> **Data supplied**
-=-=-=-=-
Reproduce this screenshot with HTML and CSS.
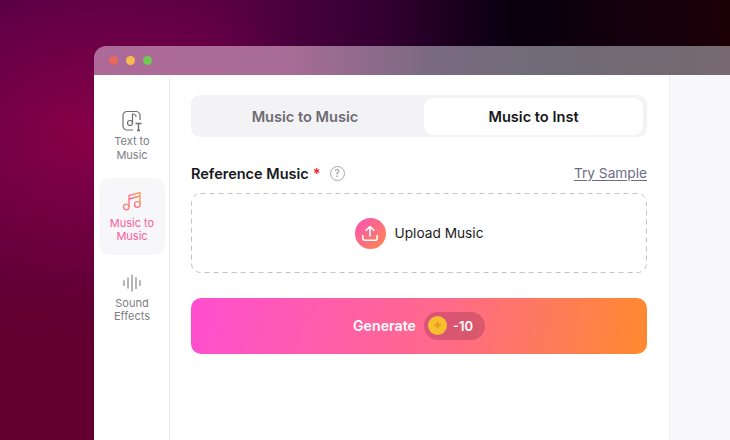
FILE: index.html
```html
<!DOCTYPE html>
<html lang="en">
<head>
    <meta charset="UTF-8">
    <title>Music to Inst</title>
    <link rel="stylesheet" href="styles.css">
</head>
<body>
    <div class="window">
        <div class="titlebar">
            <span class="dot dot-red"></span>
            <span class="dot dot-yellow"></span>
            <span class="dot dot-green"></span>
        </div>
        <div class="app">
            <nav class="sidebar">
                <div class="nav-item">
                    <svg class="nav-icon" width="22" height="22" viewBox="0 0 22 22" fill="none" stroke="#6f6f78" stroke-width="1.2">
                        <path d="M12 20H6a4 4 0 0 1-4-4V5.500a4 4 0 0 1 4-4h9a4 4 0 0 1 4 4V10"/>
                        <path d="M11.500 13V4c1.800 0 3.500.8 3.500 3"/>
                        <circle cx="9" cy="13" r="2.500"/>
                        <path d="M14.500 13.500h6M17.500 13.500V20.500M16 20.500h3" stroke-width="1.400"/>
                    </svg>
                    <span>Text to<br>Music</span>
                </div>
                <div class="nav-item active">
                    <svg class="nav-icon" width="20" height="22" viewBox="0 0 20 22" fill="none" stroke="url(#note-grad)" stroke-width="1.3">
                        <defs>
                            <linearGradient id="note-grad" x1="0" y1="1" x2="1" y2="0">
                                <stop offset="0" stop-color="#ff5fa0"/>
                                <stop offset="1" stop-color="#ff9a4d"/>
                            </linearGradient>
                        </defs>
                        <path d="M7 17V5.500L18 2.500V14.500"/>
                        <path d="M7 9l11-3"/>
                        <circle cx="4.300" cy="17" r="2.800"/>
                        <circle cx="15.300" cy="14.500" r="2.800"/>
                    </svg>
                    <span>Music to<br>Music</span>
                </div>
                <div class="nav-item">
                    <svg class="nav-icon" width="20" height="18" viewBox="0 0 20 18" fill="none" stroke="#85858c" stroke-width="1.2" stroke-linecap="round">
                        <path d="M2 6.500v5M6 4v10M10 1v16M14 3.500v11M18 6.500v5"/>
                    </svg>
                    <span>Sound<br>Effects</span>
                </div>
            </nav>
            <main class="main">
                <div class="tabs">
                    <div class="tab">Music to Music</div>
                    <div class="tab tab-active">Music to Inst</div>
                </div>
                <div class="field-head">
                    <div class="field-label">
                        Reference Music <span class="required">*</span>
                        <span class="help">?</span>
                    </div>
                    <a class="sample-link">Try Sample</a>
                </div>
                <div class="dropzone">
                    <svg class="dash-frame" width="456" height="80" viewBox="0 0 456 80" fill="none">
                        <rect x="0.500" y="0.500" width="455" height="79" rx="9" stroke="#c2c2c8" stroke-dasharray="5 4"/>
                    </svg>
                    <span class="upload-icon">
                        <svg width="18" height="18" viewBox="0 0 18 18" fill="none" stroke="#fff" stroke-width="1.6" stroke-linecap="round" stroke-linejoin="round">
                            <path d="M9 12V2.500M5 6.300L9 2.500l4 3.800"/>
                            <path d="M1.800 11.500v2.700a2 2 0 0 0 2 2h10.400a2 2 0 0 0 2-2v-2.700"/>
                        </svg>
                    </span>
                    Upload Music
                </div>
                <div class="generate">
                    Generate
                    <span class="cost">
                        <span class="coin"><span class="coin-star">✦</span></span>
                        -10
                    </span>
                </div>
            </main>
            <aside class="right-panel"></aside>
        </div>
    </div>
</body>
</html>
```

FILE: styles.css
```css
html, body { margin: 0; height: 100%; overflow: hidden; }
body {
    font-family: Inter, Roboto, sans-serif;
    color: #17171c;
    padding: 46px 0 0 94px;
    box-sizing: border-box;
    background-color: #08000c;
    background-image:
        radial-gradient(ellipse 240px 170px at 85px 135px, #880047 0%, rgba(136,0,71,0) 100%),
        radial-gradient(ellipse 260px 320px at 30px 440px, #640030 0%, #640030 35%, rgba(100,0,48,0) 100%),
        linear-gradient(90deg, #540046 0%, #5a0044 30%, #340032 52%, #08000f 70%, #1c0008 100%);
}

.window { height: 394px; display: flex; flex-direction: column; border-radius: 12px 0 0 0; overflow: hidden; }
.titlebar {
    height: 29px;
    flex: none;
    display: flex;
    align-items: center;
    gap: 8px;
    padding: 0 0 1px 15px;
    box-sizing: border-box;
    background: linear-gradient(90deg, #ad6a99 0%, #a96c98 30%, #7c6a82 52%, #6f6b78 70%, #77696f 100%);
}
.dot { width: 9px; height: 9px; border-radius: 50%; }
.dot-red { background-color: #e8685c; }
.dot-yellow { background-color: #f6bc4e; }
.dot-green { background-color: #70c950; }

.app { flex: 1; display: flex; background-color: #fff; }

.sidebar {
    width: 66px;
    flex: none;
    border-right: 1px solid #ececf0;
    padding: 26px 4px 0 5px;
    display: flex;
    flex-direction: column;
    gap: 3px;
}
.nav-item {
    height: 77px;
    box-sizing: border-box;
    border-radius: 10px;
    display: flex;
    flex-direction: column;
    align-items: center;
    justify-content: center;
    gap: 5px;
    font-size: 11px;
    line-height: 13.5px;
    text-align: center;
    color: #7d7d85;
}
.nav-item:first-child { height: 74px; justify-content: flex-start; padding-top: 9px; gap: 3px; }
.nav-item:last-child { padding-top: 4px; }
.nav-item.active { background-color: #f7f6f8; color: #f8609c; }

.main { width: 456px; flex: none; padding: 20px 22px 0 21px; }

.tabs {
    height: 42px;
    box-sizing: border-box;
    padding: 3px 4px 2px 3px;
    display: flex;
    background-color: #f3f2f5;
    border-radius: 9px;
}
.tab {
    flex: 1;
    margin-right: 8px;
    display: flex;
    align-items: center;
    justify-content: center;
    font-size: 14.6px;
    font-weight: 600;
    color: #6c6c72;
}
.tab-active { flex: none; width: 219px; margin-right: 0; background-color: #fff; border-radius: 9px; color: #16161a; }

.field-head { display: flex; justify-content: space-between; align-items: center; margin-top: 27px; height: 18px; }
.field-label { display: flex; align-items: center; gap: 4px; font-size: 14.5px; font-weight: 600; color: #17171c; }
.required { color: #f01c2c; }
.help {
    width: 15px;
    height: 15px;
    margin-left: 5px;
    box-sizing: border-box;
    border: 1px solid #a8a8ae;
    border-radius: 50%;
    font-size: 10px;
    font-weight: 400;
    line-height: 13px;
    text-align: center;
    color: #8f8f96;
}
.sample-link { font-size: 13.7px; color: #6d6b85; text-decoration: underline; text-underline-offset: 2px; }

.dropzone {
    position: relative;
    height: 80px;
    margin-top: 11px;
    display: flex;
    align-items: center;
    justify-content: center;
    gap: 9px;
    font-size: 13.7px;
    color: #1b1b20;
}
.dash-frame { position: absolute; left: 0; top: 0; }
.upload-icon {
    width: 31px;
    height: 31px;
    border-radius: 50%;
    display: flex;
    align-items: center;
    justify-content: center;
    background: linear-gradient(135deg, #fb4fb8 0%, #ff8a4a 100%);
}

.generate {
    height: 56px;
    margin-top: 25px;
    padding-bottom: 1px;
    box-sizing: border-box;
    border-radius: 10px;
    display: flex;
    align-items: center;
    justify-content: center;
    gap: 8px;
    font-size: 14.2px;
    font-weight: 600;
    color: #fff;
    background: linear-gradient(100deg, #ff4ed0 0%, #ff6a8a 55%, #ff8a2e 100%);
}
.cost {
    height: 28px;
    padding: 0 12px 0 4px;
    display: flex;
    align-items: center;
    gap: 6px;
    border-radius: 14px;
    font-size: 13px;
    background-color: rgba(170, 60, 90, 0.45);
}
.coin {
    width: 19px;
    height: 19px;
    border-radius: 50%;
    display: flex;
    align-items: center;
    justify-content: center;
    background: radial-gradient(circle, #f8bb2a 0%, #f8c030 62%, #ea9a1c 100%);
}
.coin-star { font-size: 11px; line-height: 1; color: #e89c1a; }

.right-panel { flex: 1; border-left: 1px solid #ececf0; background-color: #f9f9fb; }
```
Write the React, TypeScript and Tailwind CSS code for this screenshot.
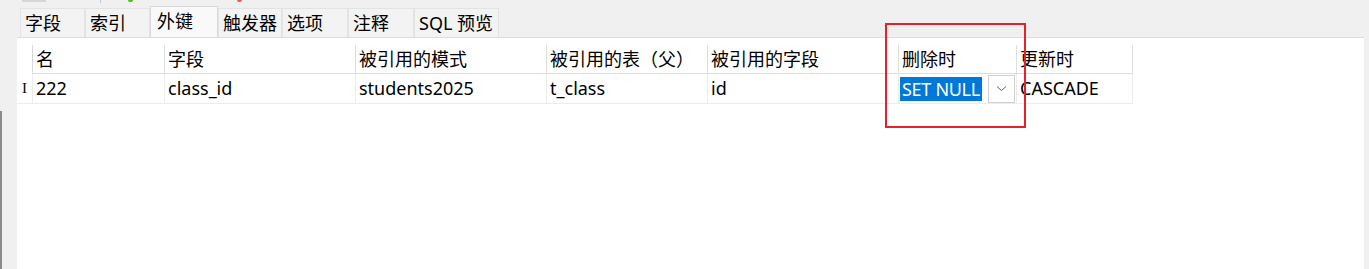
import React from "react";

const font = "font-['Noto_Sans','Noto_Sans_CJK_SC',sans-serif]";

const tabs = [
  { label: "字段", w: "w-[65px]" },
  { label: "索引", w: "w-[65px]" },
  { label: "外键", w: "w-[68px]", active: true },
  { label: "触发器", w: "w-[64px]" },
  { label: "选项", w: "w-[66px]" },
  { label: "注释", w: "w-[66px]" },
  { label: "SQL 预览", w: "w-[85px]" },
];

const cols = [
  { head: "名", value: "222", w: "w-[132px]" },
  { head: "字段", value: "class_id", w: "w-[191px]" },
  { head: "被引用的模式", value: "students2025", w: "w-[191px]" },
  { head: "被引用的表（父）", value: "t_class", w: "w-[161px]" },
  { head: "被引用的字段", value: "id", w: "w-[191px]" },
  { head: "删除时", value: "SET NULL", w: "w-[118px]", edit: true },
  { head: "更新时", value: "CASCADE", w: "w-[116px]" },
];

function Chevron() {
  return (
    <svg width="11" height="7" viewBox="0 0 11 7" fill="none">
      <path d="M1 1.5l4.5 4 4.5-4" stroke="#5f5f5f" strokeWidth="1" />
    </svg>
  );
}

export default function App() {
  return (
    <div className={`relative w-[1369px] h-[269px] overflow-hidden bg-[#f0f0f0] text-[18px] text-black ${font}`}>
      {/* clipped toolbar remnants */}
      <div className="flex h-[6px] items-start">
        <div className="ml-[22px] h-[2px] w-[24px] bg-[#d6d6d6]" />
        <div className="ml-[54px] h-[3px] w-px bg-[#c8c8c8]" />
        <div className="ml-[27px] h-[2px] w-[5px] rounded-b-full bg-[#4cbb17]" />
        <div className="ml-[104px] h-[2px] w-[5px] rounded-b-full bg-[#f25b4a]" />
      </div>

      {/* tabs */}
      <div className="ml-[20px] flex h-[31px] items-end">
        {tabs.map((t) =>
          t.active ? (
            <div
              key={t.label}
              className={`${t.w} h-[31px] border border-b-0 border-[#d9d9d9] bg-[#f9f9f9] px-[6px] leading-[28px]`}
            >
              {t.label}
            </div>
          ) : (
            <div
              key={t.label}
              className={`${t.w} h-[29px] border-l border-t border-r border-[#e3e3e3] bg-[#f3f3f3] px-[4px] leading-[29px]`}
            >
              {t.label}
            </div>
          )
        )}
      </div>

      <div className="flex h-[232px]">
        {/* left gutter */}
        <div className="w-[17px] pt-[74px]">
          <div className="h-full w-[2px] bg-[#8a8a8a]" />
        </div>

        {/* grid panel */}
        <div className="w-[1347px] border-t border-[#dcdcdc] bg-white pt-[7px]">
          <div className="flex h-[29px] leading-[28px]">
            <div className="w-[16px] border-r border-[#d9d9d9]" />
            {cols.map((c) => (
              <div key={c.head} className={`${c.w} border-r border-b border-[#dedede] pl-[3px]`}>
                {c.head}
              </div>
            ))}
          </div>
          <div className="flex h-[30px] leading-[28px]">
            <div className="flex w-[16px] items-center justify-center border-r border-b border-[#ececec]">
              <span className="font-['Liberation_Serif',serif] text-[15px] leading-none">I</span>
            </div>
            {cols.map((c) =>
              c.edit ? (
                <div key={c.head} className={`${c.w} flex items-center border-r border-b border-[#ececec] pl-[1px]`}>
                  <span className="h-[24px] bg-[#0078d7] px-[2px] leading-[24px] tracking-[-0.3px] text-white">
                    {c.value}
                  </span>
                  <div className="ml-[6px] flex h-[28px] w-[27px] items-center justify-center border border-[#cfcfcf] bg-white">
                    <Chevron />
                  </div>
                </div>
              ) : (
                <div key={c.head} className={`${c.w} border-r border-b border-[#ececec] pl-[3px]`}>
                  {c.value}
                </div>
              )
            )}
          </div>
        </div>
        <div className="flex-1" />
      </div>

      {/* red annotation box */}
      <div className="absolute left-[885px] top-[23px] h-[105px] w-[141px] border-2 border-[#e8202a]" />
    </div>
  );
}
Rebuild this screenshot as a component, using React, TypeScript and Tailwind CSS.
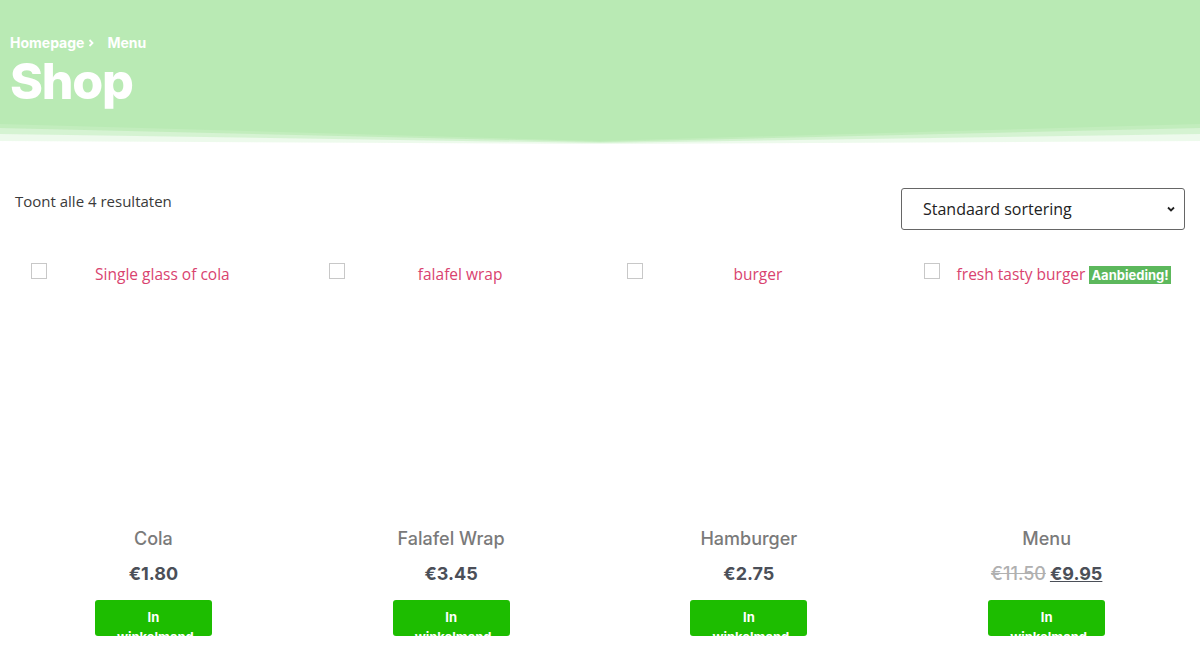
-=-=-=-=-
> **Job**
Find the lines above that include the string "React" and copy them.

> **Answer in full**
Write the React, TypeScript and Tailwind CSS code for this screenshot.
import React from "react";
Rebuild this screenshot as a component, using React, TypeScript and Tailwind CSS.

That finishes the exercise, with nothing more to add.